(Stored dataset items)
▬▬▬▬▬▬

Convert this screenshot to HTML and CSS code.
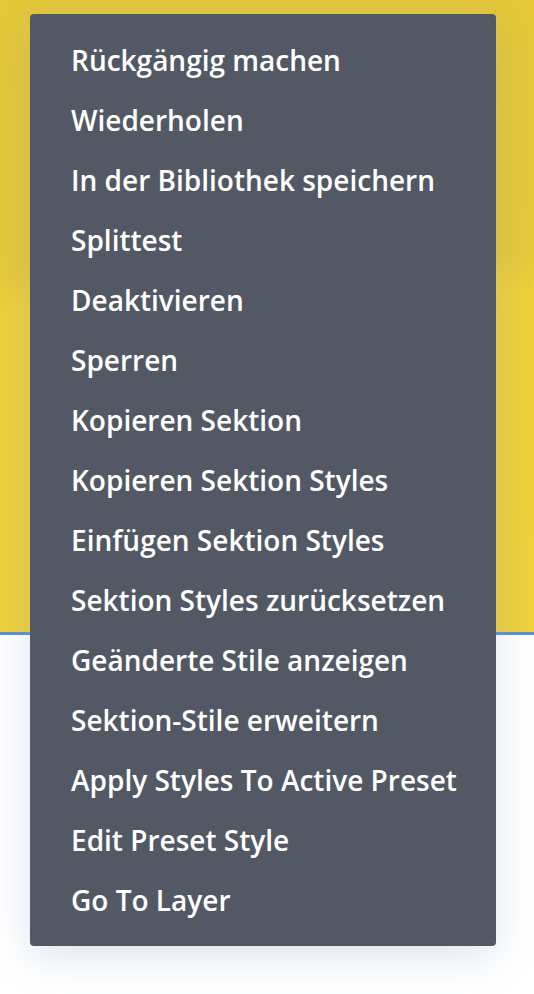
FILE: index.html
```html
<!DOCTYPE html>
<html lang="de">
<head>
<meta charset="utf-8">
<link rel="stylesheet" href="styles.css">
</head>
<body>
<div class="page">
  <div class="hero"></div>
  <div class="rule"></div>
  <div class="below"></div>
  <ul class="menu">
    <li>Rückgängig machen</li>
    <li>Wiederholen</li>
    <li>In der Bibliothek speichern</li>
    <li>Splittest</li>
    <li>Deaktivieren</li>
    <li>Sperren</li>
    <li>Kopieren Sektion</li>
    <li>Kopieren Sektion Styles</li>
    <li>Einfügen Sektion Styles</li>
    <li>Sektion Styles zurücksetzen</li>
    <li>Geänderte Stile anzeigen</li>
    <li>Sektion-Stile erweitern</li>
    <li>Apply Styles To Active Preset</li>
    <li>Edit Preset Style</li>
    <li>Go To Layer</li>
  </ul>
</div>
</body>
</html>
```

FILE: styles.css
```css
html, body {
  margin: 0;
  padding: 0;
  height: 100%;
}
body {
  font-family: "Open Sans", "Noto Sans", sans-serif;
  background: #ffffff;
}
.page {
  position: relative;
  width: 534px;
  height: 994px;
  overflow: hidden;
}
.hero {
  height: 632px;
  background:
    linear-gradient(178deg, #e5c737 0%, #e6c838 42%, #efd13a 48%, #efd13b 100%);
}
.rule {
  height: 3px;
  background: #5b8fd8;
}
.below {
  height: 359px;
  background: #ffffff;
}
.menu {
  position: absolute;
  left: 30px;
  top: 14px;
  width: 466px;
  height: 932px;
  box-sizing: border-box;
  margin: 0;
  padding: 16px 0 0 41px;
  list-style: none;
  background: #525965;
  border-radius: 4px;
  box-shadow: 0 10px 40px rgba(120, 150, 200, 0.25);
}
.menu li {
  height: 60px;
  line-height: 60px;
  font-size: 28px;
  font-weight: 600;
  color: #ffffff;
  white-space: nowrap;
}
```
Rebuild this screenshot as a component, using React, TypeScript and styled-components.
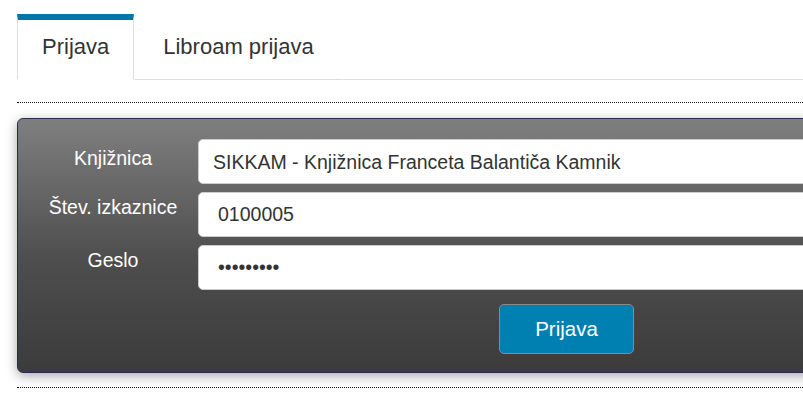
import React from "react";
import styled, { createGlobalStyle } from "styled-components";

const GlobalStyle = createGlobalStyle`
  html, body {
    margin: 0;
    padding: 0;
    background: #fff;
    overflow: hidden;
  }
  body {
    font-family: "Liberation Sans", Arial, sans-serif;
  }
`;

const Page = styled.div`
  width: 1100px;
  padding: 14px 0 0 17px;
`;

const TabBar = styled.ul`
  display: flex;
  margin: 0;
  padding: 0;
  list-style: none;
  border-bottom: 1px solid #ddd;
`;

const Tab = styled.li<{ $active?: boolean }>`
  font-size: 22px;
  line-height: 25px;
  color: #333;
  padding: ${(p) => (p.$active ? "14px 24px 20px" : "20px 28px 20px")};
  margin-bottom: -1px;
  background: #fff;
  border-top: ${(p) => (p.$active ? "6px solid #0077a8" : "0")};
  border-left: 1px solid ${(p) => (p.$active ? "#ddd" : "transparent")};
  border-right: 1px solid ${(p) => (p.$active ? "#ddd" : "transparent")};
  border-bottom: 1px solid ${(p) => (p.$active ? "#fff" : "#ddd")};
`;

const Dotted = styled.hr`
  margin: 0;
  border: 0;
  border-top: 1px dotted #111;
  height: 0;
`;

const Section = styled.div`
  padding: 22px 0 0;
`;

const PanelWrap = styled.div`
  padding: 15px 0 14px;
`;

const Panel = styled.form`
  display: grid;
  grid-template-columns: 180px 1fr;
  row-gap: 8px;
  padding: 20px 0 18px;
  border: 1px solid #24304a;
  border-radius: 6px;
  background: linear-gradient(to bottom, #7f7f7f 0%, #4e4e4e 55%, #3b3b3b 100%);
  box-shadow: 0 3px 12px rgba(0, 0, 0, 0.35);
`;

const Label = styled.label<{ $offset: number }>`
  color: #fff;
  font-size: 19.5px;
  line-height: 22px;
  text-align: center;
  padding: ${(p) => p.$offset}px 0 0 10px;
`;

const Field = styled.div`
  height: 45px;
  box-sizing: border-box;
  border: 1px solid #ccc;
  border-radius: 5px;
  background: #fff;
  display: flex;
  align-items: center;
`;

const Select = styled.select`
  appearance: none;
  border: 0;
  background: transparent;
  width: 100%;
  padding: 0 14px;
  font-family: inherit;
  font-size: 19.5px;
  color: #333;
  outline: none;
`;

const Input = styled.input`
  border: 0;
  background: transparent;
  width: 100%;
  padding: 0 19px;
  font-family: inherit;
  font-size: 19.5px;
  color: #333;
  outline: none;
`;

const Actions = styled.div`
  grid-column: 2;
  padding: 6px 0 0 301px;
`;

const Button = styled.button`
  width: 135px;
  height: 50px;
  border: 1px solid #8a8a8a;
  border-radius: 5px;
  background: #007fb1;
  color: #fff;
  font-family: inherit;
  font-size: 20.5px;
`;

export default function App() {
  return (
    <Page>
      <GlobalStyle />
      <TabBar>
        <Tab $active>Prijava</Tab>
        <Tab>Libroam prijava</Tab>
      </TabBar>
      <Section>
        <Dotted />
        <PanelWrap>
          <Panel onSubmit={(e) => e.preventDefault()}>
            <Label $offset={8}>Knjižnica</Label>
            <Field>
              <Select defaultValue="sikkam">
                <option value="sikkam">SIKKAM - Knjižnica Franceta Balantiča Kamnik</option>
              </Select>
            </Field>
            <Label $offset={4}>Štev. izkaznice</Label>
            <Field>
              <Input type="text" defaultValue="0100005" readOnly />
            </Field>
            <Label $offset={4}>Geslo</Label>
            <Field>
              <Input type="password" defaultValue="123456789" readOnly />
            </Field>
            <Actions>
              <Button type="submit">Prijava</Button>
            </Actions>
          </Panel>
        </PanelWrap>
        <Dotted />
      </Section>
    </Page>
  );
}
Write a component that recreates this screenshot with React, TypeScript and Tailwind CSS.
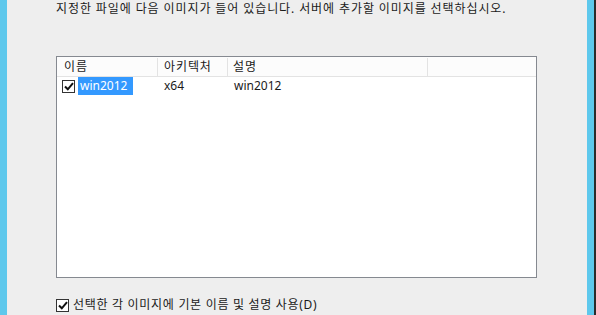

▬▬▬▬▬▬

# WHAT YOU NEED TO DO:
The records above should be reproduced exactly, with no pictures included.

# EXPECTED ANSWER:
Convert this screenshot to HTML and CSS code.
FILE: index.html
```html
<!DOCTYPE html>
<html lang="de">
<head>
<meta charset="utf-8">
<link rel="stylesheet" href="styles.css">
</head>
<body>
<div class="page">
  <div class="hero"></div>
  <div class="rule"></div>
  <div class="below"></div>
  <ul class="menu">
    <li>Rückgängig machen</li>
    <li>Wiederholen</li>
    <li>In der Bibliothek speichern</li>
    <li>Splittest</li>
    <li>Deaktivieren</li>
    <li>Sperren</li>
    <li>Kopieren Sektion</li>
    <li>Kopieren Sektion Styles</li>
    <li>Einfügen Sektion Styles</li>
    <li>Sektion Styles zurücksetzen</li>
    <li>Geänderte Stile anzeigen</li>
    <li>Sektion-Stile erweitern</li>
    <li>Apply Styles To Active Preset</li>
    <li>Edit Preset Style</li>
    <li>Go To Layer</li>
  </ul>
</div>
</body>
</html>
```

FILE: styles.css
```css
html, body {
  margin: 0;
  padding: 0;
  height: 100%;
}
body {
  font-family: "Open Sans", "Noto Sans", sans-serif;
  background: #ffffff;
}
.page {
  position: relative;
  width: 534px;
  height: 994px;
  overflow: hidden;
}
.hero {
  height: 632px;
  background:
    linear-gradient(178deg, #e5c737 0%, #e6c838 42%, #efd13a 48%, #efd13b 100%);
}
.rule {
  height: 3px;
  background: #5b8fd8;
}
.below {
  height: 359px;
  background: #ffffff;
}
.menu {
  position: absolute;
  left: 30px;
  top: 14px;
  width: 466px;
  height: 932px;
  box-sizing: border-box;
  margin: 0;
  padding: 16px 0 0 41px;
  list-style: none;
  background: #525965;
  border-radius: 4px;
  box-shadow: 0 10px 40px rgba(120, 150, 200, 0.25);
}
.menu li {
  height: 60px;
  line-height: 60px;
  font-size: 28px;
  font-weight: 600;
  color: #ffffff;
  white-space: nowrap;
}
```
Rebuild this screenshot as a component, using React, TypeScript and styled-components.
import React from "react";
import styled, { createGlobalStyle } from "styled-components";

const GlobalStyle = createGlobalStyle`
  html, body {
    margin: 0;
    padding: 0;
    background: #fff;
    overflow: hidden;
  }
  body {
    font-family: "Liberation Sans", Arial, sans-serif;
  }
`;

const Page = styled.div`
  width: 1100px;
  padding: 14px 0 0 17px;
`;

const TabBar = styled.ul`
  display: flex;
  margin: 0;
  padding: 0;
  list-style: none;
  border-bottom: 1px solid #ddd;
`;

const Tab = styled.li<{ $active?: boolean }>`
  font-size: 22px;
  line-height: 25px;
  color: #333;
  padding: ${(p) => (p.$active ? "14px 24px 20px" : "20px 28px 20px")};
  margin-bottom: -1px;
  background: #fff;
  border-top: ${(p) => (p.$active ? "6px solid #0077a8" : "0")};
  border-left: 1px solid ${(p) => (p.$active ? "#ddd" : "transparent")};
  border-right: 1px solid ${(p) => (p.$active ? "#ddd" : "transparent")};
  border-bottom: 1px solid ${(p) => (p.$active ? "#fff" : "#ddd")};
`;

const Dotted = styled.hr`
  margin: 0;
  border: 0;
  border-top: 1px dotted #111;
  height: 0;
`;

const Section = styled.div`
  padding: 22px 0 0;
`;

const PanelWrap = styled.div`
  padding: 15px 0 14px;
`;

const Panel = styled.form`
  display: grid;
  grid-template-columns: 180px 1fr;
  row-gap: 8px;
  padding: 20px 0 18px;
  border: 1px solid #24304a;
  border-radius: 6px;
  background: linear-gradient(to bottom, #7f7f7f 0%, #4e4e4e 55%, #3b3b3b 100%);
  box-shadow: 0 3px 12px rgba(0, 0, 0, 0.35);
`;

const Label = styled.label<{ $offset: number }>`
  color: #fff;
  font-size: 19.5px;
  line-height: 22px;
  text-align: center;
  padding: ${(p) => p.$offset}px 0 0 10px;
`;

const Field = styled.div`
  height: 45px;
  box-sizing: border-box;
  border: 1px solid #ccc;
  border-radius: 5px;
  background: #fff;
  display: flex;
  align-items: center;
`;

const Select = styled.select`
  appearance: none;
  border: 0;
  background: transparent;
  width: 100%;
  padding: 0 14px;
  font-family: inherit;
  font-size: 19.5px;
  color: #333;
  outline: none;
`;

const Input = styled.input`
  border: 0;
  background: transparent;
  width: 100%;
  padding: 0 19px;
  font-family: inherit;
  font-size: 19.5px;
  color: #333;
  outline: none;
`;

const Actions = styled.div`
  grid-column: 2;
  padding: 6px 0 0 301px;
`;

const Button = styled.button`
  width: 135px;
  height: 50px;
  border: 1px solid #8a8a8a;
  border-radius: 5px;
  background: #007fb1;
  color: #fff;
  font-family: inherit;
  font-size: 20.5px;
`;

export default function App() {
  return (
    <Page>
      <GlobalStyle />
      <TabBar>
        <Tab $active>Prijava</Tab>
        <Tab>Libroam prijava</Tab>
      </TabBar>
      <Section>
        <Dotted />
        <PanelWrap>
          <Panel onSubmit={(e) => e.preventDefault()}>
            <Label $offset={8}>Knjižnica</Label>
            <Field>
              <Select defaultValue="sikkam">
                <option value="sikkam">SIKKAM - Knjižnica Franceta Balantiča Kamnik</option>
              </Select>
            </Field>
            <Label $offset={4}>Štev. izkaznice</Label>
            <Field>
              <Input type="text" defaultValue="0100005" readOnly />
            </Field>
            <Label $offset={4}>Geslo</Label>
            <Field>
              <Input type="password" defaultValue="123456789" readOnly />
            </Field>
            <Actions>
              <Button type="submit">Prijava</Button>
            </Actions>
          </Panel>
        </PanelWrap>
        <Dotted />
      </Section>
    </Page>
  );
}
Write a component that recreates this screenshot with React, TypeScript and Tailwind CSS.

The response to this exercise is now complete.